### Task to complete
Take all the material and copy it exactly.

### Material provided
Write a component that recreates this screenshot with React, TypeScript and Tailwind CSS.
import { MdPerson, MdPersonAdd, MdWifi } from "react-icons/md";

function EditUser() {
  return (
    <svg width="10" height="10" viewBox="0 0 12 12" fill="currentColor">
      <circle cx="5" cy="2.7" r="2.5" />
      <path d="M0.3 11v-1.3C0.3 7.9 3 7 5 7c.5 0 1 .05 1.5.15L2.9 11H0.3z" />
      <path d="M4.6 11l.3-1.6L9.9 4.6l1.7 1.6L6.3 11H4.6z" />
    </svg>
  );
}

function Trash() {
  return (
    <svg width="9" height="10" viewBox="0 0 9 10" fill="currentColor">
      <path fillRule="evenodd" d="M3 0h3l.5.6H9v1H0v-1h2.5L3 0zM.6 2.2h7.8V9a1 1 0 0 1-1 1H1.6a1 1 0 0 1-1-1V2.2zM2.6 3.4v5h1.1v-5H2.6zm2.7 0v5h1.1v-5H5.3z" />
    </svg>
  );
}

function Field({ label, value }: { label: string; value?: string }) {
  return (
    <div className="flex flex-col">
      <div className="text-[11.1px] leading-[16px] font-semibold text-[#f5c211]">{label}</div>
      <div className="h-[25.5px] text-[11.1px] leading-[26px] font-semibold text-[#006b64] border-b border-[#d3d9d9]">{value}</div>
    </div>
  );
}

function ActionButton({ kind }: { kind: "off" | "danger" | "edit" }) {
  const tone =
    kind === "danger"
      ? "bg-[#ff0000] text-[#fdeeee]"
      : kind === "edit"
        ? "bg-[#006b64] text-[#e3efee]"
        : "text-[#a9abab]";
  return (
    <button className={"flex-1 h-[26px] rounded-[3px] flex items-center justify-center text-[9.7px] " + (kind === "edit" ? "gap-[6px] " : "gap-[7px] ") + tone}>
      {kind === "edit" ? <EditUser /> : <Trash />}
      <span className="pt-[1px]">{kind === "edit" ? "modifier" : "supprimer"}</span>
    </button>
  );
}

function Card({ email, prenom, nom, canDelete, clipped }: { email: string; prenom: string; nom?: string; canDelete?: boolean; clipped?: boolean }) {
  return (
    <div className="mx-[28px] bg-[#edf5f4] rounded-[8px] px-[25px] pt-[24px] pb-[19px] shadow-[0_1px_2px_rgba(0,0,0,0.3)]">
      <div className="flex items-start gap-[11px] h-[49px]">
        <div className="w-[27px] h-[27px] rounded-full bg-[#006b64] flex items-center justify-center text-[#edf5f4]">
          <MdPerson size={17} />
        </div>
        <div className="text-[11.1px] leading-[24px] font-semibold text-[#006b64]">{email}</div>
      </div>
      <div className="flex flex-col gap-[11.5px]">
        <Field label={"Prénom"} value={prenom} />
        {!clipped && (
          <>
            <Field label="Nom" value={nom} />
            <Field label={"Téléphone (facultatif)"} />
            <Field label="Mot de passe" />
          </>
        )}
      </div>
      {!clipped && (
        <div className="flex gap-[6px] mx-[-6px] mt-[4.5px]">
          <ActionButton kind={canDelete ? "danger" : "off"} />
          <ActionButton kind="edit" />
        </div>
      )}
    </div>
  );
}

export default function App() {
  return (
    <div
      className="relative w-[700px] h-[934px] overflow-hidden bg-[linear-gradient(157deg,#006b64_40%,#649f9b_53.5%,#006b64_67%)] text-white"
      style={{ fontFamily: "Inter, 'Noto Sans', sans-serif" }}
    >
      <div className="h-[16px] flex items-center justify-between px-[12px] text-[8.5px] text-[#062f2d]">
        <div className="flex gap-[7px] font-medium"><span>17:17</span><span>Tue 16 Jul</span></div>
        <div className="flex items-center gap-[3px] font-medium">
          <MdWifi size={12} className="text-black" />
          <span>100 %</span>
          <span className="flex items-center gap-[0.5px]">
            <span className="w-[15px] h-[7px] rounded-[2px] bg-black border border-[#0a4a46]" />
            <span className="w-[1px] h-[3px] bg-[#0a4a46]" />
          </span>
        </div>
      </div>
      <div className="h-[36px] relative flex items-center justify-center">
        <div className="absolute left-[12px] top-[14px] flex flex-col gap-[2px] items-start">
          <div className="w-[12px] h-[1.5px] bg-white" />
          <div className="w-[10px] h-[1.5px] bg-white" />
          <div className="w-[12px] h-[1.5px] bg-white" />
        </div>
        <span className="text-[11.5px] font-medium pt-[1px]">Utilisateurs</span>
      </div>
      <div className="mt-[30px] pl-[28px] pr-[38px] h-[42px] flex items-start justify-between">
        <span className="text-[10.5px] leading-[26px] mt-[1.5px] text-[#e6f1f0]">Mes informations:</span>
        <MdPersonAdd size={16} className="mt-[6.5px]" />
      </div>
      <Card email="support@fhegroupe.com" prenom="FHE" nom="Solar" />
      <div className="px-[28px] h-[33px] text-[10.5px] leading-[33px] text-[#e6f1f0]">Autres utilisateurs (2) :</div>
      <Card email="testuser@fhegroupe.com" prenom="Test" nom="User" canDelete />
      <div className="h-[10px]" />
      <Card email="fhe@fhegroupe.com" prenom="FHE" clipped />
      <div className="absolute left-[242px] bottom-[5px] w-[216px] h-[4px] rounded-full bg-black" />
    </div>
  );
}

### Response
Write a component that recreates this screenshot with React, TypeScript and Tailwind CSS.
import { MdPerson, MdPersonAdd, MdWifi } from "react-icons/md";

function EditUser() {
  return (
    <svg width="10" height="10" viewBox="0 0 12 12" fill="currentColor">
      <circle cx="5" cy="2.7" r="2.5" />
      <path d="M0.3 11v-1.3C0.3 7.9 3 7 5 7c.5 0 1 .05 1.5.15L2.9 11H0.3z" />
      <path d="M4.6 11l.3-1.6L9.9 4.6l1.7 1.6L6.3 11H4.6z" />
    </svg>
  );
}

function Trash() {
  return (
    <svg width="9" height="10" viewBox="0 0 9 10" fill="currentColor">
      <path fillRule="evenodd" d="M3 0h3l.5.6H9v1H0v-1h2.5L3 0zM.6 2.2h7.8V9a1 1 0 0 1-1 1H1.6a1 1 0 0 1-1-1V2.2zM2.6 3.4v5h1.1v-5H2.6zm2.7 0v5h1.1v-5H5.3z" />
    </svg>
  );
}

function Field({ label, value }: { label: string; value?: string }) {
  return (
    <div className="flex flex-col">
      <div className="text-[11.1px] leading-[16px] font-semibold text-[#f5c211]">{label}</div>
      <div className="h-[25.5px] text-[11.1px] leading-[26px] font-semibold text-[#006b64] border-b border-[#d3d9d9]">{value}</div>
    </div>
  );
}

function ActionButton({ kind }: { kind: "off" | "danger" | "edit" }) {
  const tone =
    kind === "danger"
      ? "bg-[#ff0000] text-[#fdeeee]"
      : kind === "edit"
        ? "bg-[#006b64] text-[#e3efee]"
        : "text-[#a9abab]";
  return (
    <button className={"flex-1 h-[26px] rounded-[3px] flex items-center justify-center text-[9.7px] " + (kind === "edit" ? "gap-[6px] " : "gap-[7px] ") + tone}>
      {kind === "edit" ? <EditUser /> : <Trash />}
      <span className="pt-[1px]">{kind === "edit" ? "modifier" : "supprimer"}</span>
    </button>
  );
}

function Card({ email, prenom, nom, canDelete, clipped }: { email: string; prenom: string; nom?: string; canDelete?: boolean; clipped?: boolean }) {
  return (
    <div className="mx-[28px] bg-[#edf5f4] rounded-[8px] px-[25px] pt-[24px] pb-[19px] shadow-[0_1px_2px_rgba(0,0,0,0.3)]">
      <div className="flex items-start gap-[11px] h-[49px]">
        <div className="w-[27px] h-[27px] rounded-full bg-[#006b64] flex items-center justify-center text-[#edf5f4]">
          <MdPerson size={17} />
        </div>
        <div className="text-[11.1px] leading-[24px] font-semibold text-[#006b64]">{email}</div>
      </div>
      <div className="flex flex-col gap-[11.5px]">
        <Field label={"Prénom"} value={prenom} />
        {!clipped && (
          <>
            <Field label="Nom" value={nom} />
            <Field label={"Téléphone (facultatif)"} />
            <Field label="Mot de passe" />
          </>
        )}
      </div>
      {!clipped && (
        <div className="flex gap-[6px] mx-[-6px] mt-[4.5px]">
          <ActionButton kind={canDelete ? "danger" : "off"} />
          <ActionButton kind="edit" />
        </div>
      )}
    </div>
  );
}

export default function App() {
  return (
    <div
      className="relative w-[700px] h-[934px] overflow-hidden bg-[linear-gradient(157deg,#006b64_40%,#649f9b_53.5%,#006b64_67%)] text-white"
      style={{ fontFamily: "Inter, 'Noto Sans', sans-serif" }}
    >
      <div className="h-[16px] flex items-center justify-between px-[12px] text-[8.5px] text-[#062f2d]">
        <div className="flex gap-[7px] font-medium"><span>17:17</span><span>Tue 16 Jul</span></div>
        <div className="flex items-center gap-[3px] font-medium">
          <MdWifi size={12} className="text-black" />
          <span>100 %</span>
          <span className="flex items-center gap-[0.5px]">
            <span className="w-[15px] h-[7px] rounded-[2px] bg-black border border-[#0a4a46]" />
            <span className="w-[1px] h-[3px] bg-[#0a4a46]" />
          </span>
        </div>
      </div>
      <div className="h-[36px] relative flex items-center justify-center">
        <div className="absolute left-[12px] top-[14px] flex flex-col gap-[2px] items-start">
          <div className="w-[12px] h-[1.5px] bg-white" />
          <div className="w-[10px] h-[1.5px] bg-white" />
          <div className="w-[12px] h-[1.5px] bg-white" />
        </div>
        <span className="text-[11.5px] font-medium pt-[1px]">Utilisateurs</span>
      </div>
      <div className="mt-[30px] pl-[28px] pr-[38px] h-[42px] flex items-start justify-between">
        <span className="text-[10.5px] leading-[26px] mt-[1.5px] text-[#e6f1f0]">Mes informations:</span>
        <MdPersonAdd size={16} className="mt-[6.5px]" />
      </div>
      <Card email="support@fhegroupe.com" prenom="FHE" nom="Solar" />
      <div className="px-[28px] h-[33px] text-[10.5px] leading-[33px] text-[#e6f1f0]">Autres utilisateurs (2) :</div>
      <Card email="testuser@fhegroupe.com" prenom="Test" nom="User" canDelete />
      <div className="h-[10px]" />
      <Card email="fhe@fhegroupe.com" prenom="FHE" clipped />
      <div className="absolute left-[242px] bottom-[5px] w-[216px] h-[4px] rounded-full bg-black" />
    </div>
  );
}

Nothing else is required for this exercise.